╭──
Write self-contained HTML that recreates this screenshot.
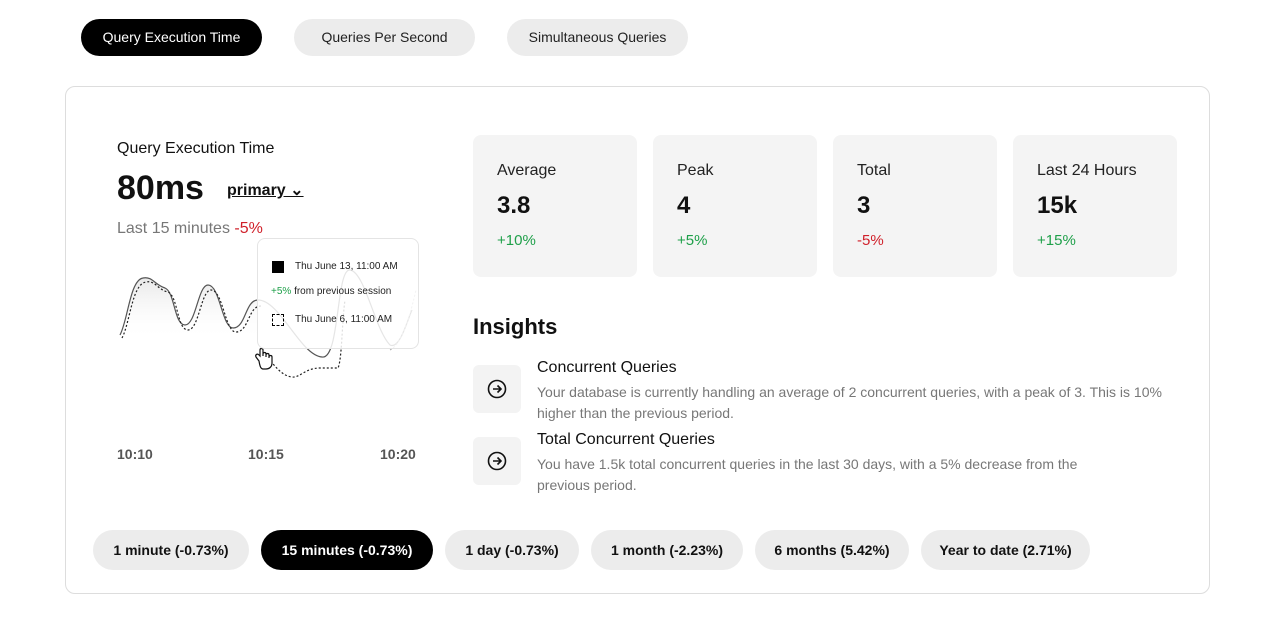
<!DOCTYPE html><html><head><style>
body{margin:0;width:1272px;height:622px;background:#fff;font-family:"Liberation Sans",sans-serif;color:#111;position:relative;overflow:hidden}
.a{position:absolute}
.tab{position:absolute;top:19px;height:37px;border-radius:19px;background:#ececec;font-size:14px;line-height:37px;text-align:center;color:#222}
.card{position:absolute;left:65px;top:86px;width:1143px;height:506px;border:1px solid #ddd;border-radius:10px}
.stat{position:absolute;top:135px;width:164px;height:142px;background:#f4f4f4;border-radius:8px}
.stat .l{position:absolute;left:24px;top:27px;font-size:16px;color:#222}
.stat .v{position:absolute;left:24px;top:57px;font-size:24px;font-weight:bold}
.stat .p{position:absolute;left:24px;top:97px;font-size:15px}
.g{color:#1fa04a}.r{color:#d0202a}
.pill{position:absolute;top:530px;height:40px;border-radius:20px;background:#ececec;font-size:14px;font-weight:bold;line-height:40px;text-align:center}
.ib{position:absolute;left:473px;width:48px;height:48px;background:#f3f3f3;border-radius:6px}
.ib svg{position:absolute;left:14px;top:14px}
</style></head><body>
<div class="tab" style="left:81px;width:181px;background:#000;color:#fff">Query Execution Time</div>
<div class="tab" style="left:294px;width:181px">Queries Per Second</div>
<div class="tab" style="left:507px;width:181px">Simultaneous Queries</div>
<div class="card"></div>
<div class="a" style="left:117px;top:140px;font-size:16px">Query Execution Time</div>
<div class="a" style="left:117px;top:169px;font-size:34px;font-weight:bold">80ms</div>
<div class="a" style="left:227px;top:180px;font-size:16px;font-weight:bold;text-decoration:underline">primary ⌄</div>
<div class="a" style="left:117px;top:220px;font-size:16px;color:#777">Last 15 minutes <span class="r">-5%</span></div>
<svg class="a" style="left:0;top:0" width="440" height="400">
<defs><linearGradient id="f" x1="0" y1="0" x2="0" y2="1"><stop offset="0" stop-color="#e8e8e8"/><stop offset="1" stop-color="#fff" stop-opacity="0"/></linearGradient></defs>
<path d="M120 335 C128 320,130 280,143 278 C152 276,155 285,165 288 C175 292,174 325,185 325 C196 325,198 285,208 285 C220 285,222 328,233 328 C246 328,245 300,258 300 L258 340 L120 340Z" fill="url(#f)"/>
<path d="M120 335 C128 320,130 280,143 278 C152 276,155 285,165 288 C175 292,174 325,185 325 C196 325,198 285,208 285 C220 285,222 328,233 328 C246 328,245 300,258 300 C280 300,300 355,322 357 C340 360,336 268,350 270 C365 272,375 330,390 345 C400 350,408 318,412 310" fill="none" stroke="#555" stroke-width="1.2"/>
<path d="M122 338 C130 323,132 284,146 282 C155 280,158 290,168 292 C178 296,177 330,188 330 C199 330,201 290,211 290 C223 290,225 332,236 332 C249 332,248 306,261 306 M268 358 C275 366,282 376,292 377 C300 378,305 368,320 368 L338 368 C342 360,342 320,345 300" fill="none" stroke="#222" stroke-width="1.2" stroke-dasharray="2 2"/>
<path d="M390 350 C400 345,408 325,416 290" fill="none" stroke="#aaa" stroke-width="1" stroke-dasharray="2 2"/>
<path d="M259 361 L256 357 C255 355,257 353,259 355 L260 356 L260 350 C260 348,263 348,263 350 L263 356 L263 354 C263 352,266 352,266 354 L266 357 L266 355 C266 353,269 353,269 355 L269 358 L269 357 C269 355,272 355,272 357 L272 363 C272 367,269 369,266 369 L263 369 C261 369,260 367,259 361Z" fill="#fff" stroke="#111" stroke-width="1.2"/>
</svg>
<div class="a" style="left:257px;top:238px;width:160px;height:109px;border:1px solid #e4e4e4;border-radius:8px;background:rgba(255,255,255,0.85);font-size:10px;color:#222">
<div class="a" style="left:14px;top:22px;width:12px;height:12px;background:#000"></div>
<div class="a" style="left:37px;top:22px">Thu June 13, 11:00 AM</div>
<div class="a" style="left:13px;top:47px"><span class="g">+5%</span> from previous session</div>
<div class="a" style="left:14px;top:75px;width:10px;height:10px;border:1px dashed #000"></div>
<div class="a" style="left:37px;top:75px">Thu June 6, 11:00 AM</div>
</div>
<div class="a" style="left:117px;top:446px;font-size:14px;font-weight:bold;color:#555">10:10</div>
<div class="a" style="left:248px;top:446px;font-size:14px;font-weight:bold;color:#555">10:15</div>
<div class="a" style="left:380px;top:446px;font-size:14px;font-weight:bold;color:#555">10:20</div>
<div class="stat" style="left:473px"><div class="l">Average</div><div class="v">3.8</div><div class="p g">+10%</div></div>
<div class="stat" style="left:653px"><div class="l">Peak</div><div class="v">4</div><div class="p g">+5%</div></div>
<div class="stat" style="left:833px"><div class="l">Total</div><div class="v">3</div><div class="p r">-5%</div></div>
<div class="stat" style="left:1013px"><div class="l">Last 24 Hours</div><div class="v">15k</div><div class="p g">+15%</div></div>
<div class="a" style="left:473px;top:314px;font-size:22px;font-weight:bold">Insights</div>
<div class="ib" style="top:365px"><svg width="20" height="20" viewBox="0 0 20 20"><circle cx="10" cy="10" r="8.5" fill="none" stroke="#111" stroke-width="1.6"/><path d="M6 10h8M10.5 6.5L14 10l-3.5 3.5" fill="none" stroke="#111" stroke-width="1.6"/></svg></div>
<div class="ib" style="top:437px"><svg width="20" height="20" viewBox="0 0 20 20"><circle cx="10" cy="10" r="8.5" fill="none" stroke="#111" stroke-width="1.6"/><path d="M6 10h8M10.5 6.5L14 10l-3.5 3.5" fill="none" stroke="#111" stroke-width="1.6"/></svg></div>
<div class="a" style="left:537px;top:359px;font-size:16px">Concurrent Queries</div>
<div class="a" style="left:537px;top:382px;width:650px;font-size:14px;line-height:21px;color:#777">Your database is currently handling an average of 2 concurrent queries, with a peak of 3. This is 10% higher than the previous period.</div>
<div class="a" style="left:537px;top:431px;font-size:16px">Total Concurrent Queries</div>
<div class="a" style="left:537px;top:454px;width:560px;font-size:14px;line-height:21px;color:#777">You have 1.5k total concurrent queries in the last 30 days, with a 5% decrease from the previous period.</div>
<div class="pill" style="left:93px;width:156px">1 minute (-0.73%)</div>
<div class="pill" style="left:261px;width:172px;background:#000;color:#fff">15 minutes (-0.73%)</div>
<div class="pill" style="left:445px;width:134px">1 day (-0.73%)</div>
<div class="pill" style="left:591px;width:152px">1 month (-2.23%)</div>
<div class="pill" style="left:755px;width:154px">6 months (5.42%)</div>
<div class="pill" style="left:921px;width:169px">Year to date (2.71%)</div>
</body></html>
╰──
Write out the data precisely as given, excluding the pictures.

Write self-contained HTML that recreates this screenshot.
<!DOCTYPE html><html><head><style>
body{margin:0;width:1272px;height:622px;background:#fff;font-family:"Liberation Sans",sans-serif;color:#111;position:relative;overflow:hidden}
.a{position:absolute}
.tab{position:absolute;top:19px;height:37px;border-radius:19px;background:#ececec;font-size:14px;line-height:37px;text-align:center;color:#222}
.card{position:absolute;left:65px;top:86px;width:1143px;height:506px;border:1px solid #ddd;border-radius:10px}
.stat{position:absolute;top:135px;width:164px;height:142px;background:#f4f4f4;border-radius:8px}
.stat .l{position:absolute;left:24px;top:27px;font-size:16px;color:#222}
.stat .v{position:absolute;left:24px;top:57px;font-size:24px;font-weight:bold}
.stat .p{position:absolute;left:24px;top:97px;font-size:15px}
.g{color:#1fa04a}.r{color:#d0202a}
.pill{position:absolute;top:530px;height:40px;border-radius:20px;background:#ececec;font-size:14px;font-weight:bold;line-height:40px;text-align:center}
.ib{position:absolute;left:473px;width:48px;height:48px;background:#f3f3f3;border-radius:6px}
.ib svg{position:absolute;left:14px;top:14px}
</style></head><body>
<div class="tab" style="left:81px;width:181px;background:#000;color:#fff">Query Execution Time</div>
<div class="tab" style="left:294px;width:181px">Queries Per Second</div>
<div class="tab" style="left:507px;width:181px">Simultaneous Queries</div>
<div class="card"></div>
<div class="a" style="left:117px;top:140px;font-size:16px">Query Execution Time</div>
<div class="a" style="left:117px;top:169px;font-size:34px;font-weight:bold">80ms</div>
<div class="a" style="left:227px;top:180px;font-size:16px;font-weight:bold;text-decoration:underline">primary ⌄</div>
<div class="a" style="left:117px;top:220px;font-size:16px;color:#777">Last 15 minutes <span class="r">-5%</span></div>
<svg class="a" style="left:0;top:0" width="440" height="400">
<defs><linearGradient id="f" x1="0" y1="0" x2="0" y2="1"><stop offset="0" stop-color="#e8e8e8"/><stop offset="1" stop-color="#fff" stop-opacity="0"/></linearGradient></defs>
<path d="M120 335 C128 320,130 280,143 278 C152 276,155 285,165 288 C175 292,174 325,185 325 C196 325,198 285,208 285 C220 285,222 328,233 328 C246 328,245 300,258 300 L258 340 L120 340Z" fill="url(#f)"/>
<path d="M120 335 C128 320,130 280,143 278 C152 276,155 285,165 288 C175 292,174 325,185 325 C196 325,198 285,208 285 C220 285,222 328,233 328 C246 328,245 300,258 300 C280 300,300 355,322 357 C340 360,336 268,350 270 C365 272,375 330,390 345 C400 350,408 318,412 310" fill="none" stroke="#555" stroke-width="1.2"/>
<path d="M122 338 C130 323,132 284,146 282 C155 280,158 290,168 292 C178 296,177 330,188 330 C199 330,201 290,211 290 C223 290,225 332,236 332 C249 332,248 306,261 306 M268 358 C275 366,282 376,292 377 C300 378,305 368,320 368 L338 368 C342 360,342 320,345 300" fill="none" stroke="#222" stroke-width="1.2" stroke-dasharray="2 2"/>
<path d="M390 350 C400 345,408 325,416 290" fill="none" stroke="#aaa" stroke-width="1" stroke-dasharray="2 2"/>
<path d="M259 361 L256 357 C255 355,257 353,259 355 L260 356 L260 350 C260 348,263 348,263 350 L263 356 L263 354 C263 352,266 352,266 354 L266 357 L266 355 C266 353,269 353,269 355 L269 358 L269 357 C269 355,272 355,272 357 L272 363 C272 367,269 369,266 369 L263 369 C261 369,260 367,259 361Z" fill="#fff" stroke="#111" stroke-width="1.2"/>
</svg>
<div class="a" style="left:257px;top:238px;width:160px;height:109px;border:1px solid #e4e4e4;border-radius:8px;background:rgba(255,255,255,0.85);font-size:10px;color:#222">
<div class="a" style="left:14px;top:22px;width:12px;height:12px;background:#000"></div>
<div class="a" style="left:37px;top:22px">Thu June 13, 11:00 AM</div>
<div class="a" style="left:13px;top:47px"><span class="g">+5%</span> from previous session</div>
<div class="a" style="left:14px;top:75px;width:10px;height:10px;border:1px dashed #000"></div>
<div class="a" style="left:37px;top:75px">Thu June 6, 11:00 AM</div>
</div>
<div class="a" style="left:117px;top:446px;font-size:14px;font-weight:bold;color:#555">10:10</div>
<div class="a" style="left:248px;top:446px;font-size:14px;font-weight:bold;color:#555">10:15</div>
<div class="a" style="left:380px;top:446px;font-size:14px;font-weight:bold;color:#555">10:20</div>
<div class="stat" style="left:473px"><div class="l">Average</div><div class="v">3.8</div><div class="p g">+10%</div></div>
<div class="stat" style="left:653px"><div class="l">Peak</div><div class="v">4</div><div class="p g">+5%</div></div>
<div class="stat" style="left:833px"><div class="l">Total</div><div class="v">3</div><div class="p r">-5%</div></div>
<div class="stat" style="left:1013px"><div class="l">Last 24 Hours</div><div class="v">15k</div><div class="p g">+15%</div></div>
<div class="a" style="left:473px;top:314px;font-size:22px;font-weight:bold">Insights</div>
<div class="ib" style="top:365px"><svg width="20" height="20" viewBox="0 0 20 20"><circle cx="10" cy="10" r="8.5" fill="none" stroke="#111" stroke-width="1.6"/><path d="M6 10h8M10.5 6.5L14 10l-3.5 3.5" fill="none" stroke="#111" stroke-width="1.6"/></svg></div>
<div class="ib" style="top:437px"><svg width="20" height="20" viewBox="0 0 20 20"><circle cx="10" cy="10" r="8.5" fill="none" stroke="#111" stroke-width="1.6"/><path d="M6 10h8M10.5 6.5L14 10l-3.5 3.5" fill="none" stroke="#111" stroke-width="1.6"/></svg></div>
<div class="a" style="left:537px;top:359px;font-size:16px">Concurrent Queries</div>
<div class="a" style="left:537px;top:382px;width:650px;font-size:14px;line-height:21px;color:#777">Your database is currently handling an average of 2 concurrent queries, with a peak of 3. This is 10% higher than the previous period.</div>
<div class="a" style="left:537px;top:431px;font-size:16px">Total Concurrent Queries</div>
<div class="a" style="left:537px;top:454px;width:560px;font-size:14px;line-height:21px;color:#777">You have 1.5k total concurrent queries in the last 30 days, with a 5% decrease from the previous period.</div>
<div class="pill" style="left:93px;width:156px">1 minute (-0.73%)</div>
<div class="pill" style="left:261px;width:172px;background:#000;color:#fff">15 minutes (-0.73%)</div>
<div class="pill" style="left:445px;width:134px">1 day (-0.73%)</div>
<div class="pill" style="left:591px;width:152px">1 month (-2.23%)</div>
<div class="pill" style="left:755px;width:154px">6 months (5.42%)</div>
<div class="pill" style="left:921px;width:169px">Year to date (2.71%)</div>
</body></html>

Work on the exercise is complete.